Justice Dean-Armorer had heard the case over a period of several days, and the matter was completed last December. Fyard Hosein, SC, is representing Smelta Karavan, while T&T Civil Rights Association is being represented by Ramesh Lawrence Maharaj, SC, Darrell Allahar, and Vijaya Maharaj. PURE is being represented by Dr Rajendra Ramlogan. Douglas Mendes, SC, and Ian Benjamin appeared for the EMA, with Deborah Peake, SC, and Kerwyn Garcia for Alutrint, while Russell Martineau, SC, Michael Quamina and Stuart Young are appearing for the Attorney General.

The figures

Last June, chief executive officer of Alutrint Philip Julien said the investment figure for the proposed Alutrint aluminium smelter plant was between US$600 and $700 million and financing for the project was coming from China, under a government-to-government loan arrangement. It was previously reported that at US$700 million in investment, Alutrint would be looking for project financing of US$498 million, and that Government was expected to invest US$125 million. However, Minister in the Ministry of Finance Mariano Browne had said that international financial institutions, crippled by the global financial turmoil and who syndicated loans to T&T to finance mega-projects, might very well be unable to honour their loan arrangement with T&T. The complex has employed under 200 Chinese at the site and few locals.

Project facts

In April, 2005, the Government of T&T approved in principle development of a downstream aluminium industry, through establishment of an integrated complex in La Brea. Designed to produce aluminium rods, wires and cables, this project would be one of the first moves to take Trinidad and Tobago further downstream in natural gas utilisation. The project’s equity ownership is 60 per cent Government (held through the NEC), and 40 per cent Sural—a Venezuelan-based company that specialises in the manufacture of aluminium products. A local joint venture company, Alutrint Ltd has been formed to manage the project development and ownership of this complex.
In total, the complex will provide at least 800 direct jobs, with a projected minimum 2:1 ratio of indirect job creation (which amounts to 1,600 additional jobs) in support services and entrepreneurial activities, Government said.

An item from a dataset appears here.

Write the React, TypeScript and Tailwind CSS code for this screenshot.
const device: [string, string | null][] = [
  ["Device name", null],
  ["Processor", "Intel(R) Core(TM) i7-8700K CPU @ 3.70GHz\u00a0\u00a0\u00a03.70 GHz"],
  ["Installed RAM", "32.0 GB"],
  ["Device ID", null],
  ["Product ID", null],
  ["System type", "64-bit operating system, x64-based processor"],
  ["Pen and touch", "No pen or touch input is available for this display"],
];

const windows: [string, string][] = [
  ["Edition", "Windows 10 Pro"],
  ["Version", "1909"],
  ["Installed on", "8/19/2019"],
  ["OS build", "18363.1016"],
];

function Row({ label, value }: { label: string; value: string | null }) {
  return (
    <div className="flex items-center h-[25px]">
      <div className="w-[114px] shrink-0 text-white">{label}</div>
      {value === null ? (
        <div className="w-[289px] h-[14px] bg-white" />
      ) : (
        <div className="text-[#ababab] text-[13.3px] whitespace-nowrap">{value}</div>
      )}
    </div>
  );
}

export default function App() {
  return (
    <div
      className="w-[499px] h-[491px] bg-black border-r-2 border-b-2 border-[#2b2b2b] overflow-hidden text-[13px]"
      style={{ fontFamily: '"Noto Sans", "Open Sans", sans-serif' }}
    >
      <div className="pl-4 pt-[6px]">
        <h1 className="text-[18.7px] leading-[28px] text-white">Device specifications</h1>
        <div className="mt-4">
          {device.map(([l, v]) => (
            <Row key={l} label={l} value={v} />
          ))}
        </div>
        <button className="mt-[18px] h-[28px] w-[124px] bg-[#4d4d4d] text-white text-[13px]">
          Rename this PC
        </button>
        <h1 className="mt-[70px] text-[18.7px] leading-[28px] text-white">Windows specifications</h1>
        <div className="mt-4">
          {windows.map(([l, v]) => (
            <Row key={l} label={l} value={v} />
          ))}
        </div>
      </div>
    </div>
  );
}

The complex, to be built on approximately 100 hectares of land, will produce 125,000 metric tonnes per annum of molten aluminium, by the electrolysis of alumina.

Enill responds

Minister of Energy and Energy Industries Conrad Enill, asked yesterday to respond to the June 5 letter from anti-smelter groups, said, “As far as I am concerned, those matters were already dealt with at the pre-consultation stage. We have already said what we have to say on this project.” Enill said when issues of matters relative to health came up, a one-day consultation chaired by people from various universities was held. He said the economic viability of Alutrint was not something that could be discussed in a manner in which the anti-smelter activists were seeking to have it.

“We are of the view that the project makes sense in the context of Government’s programme, going forward.” Enill said the total cost of Alutrint would be available whenever the plant was completed.
“As of now, we can’t build a plant unless we have financing for it. The financing for the plant would be based on the economic return and ability to repay the loan,” he added.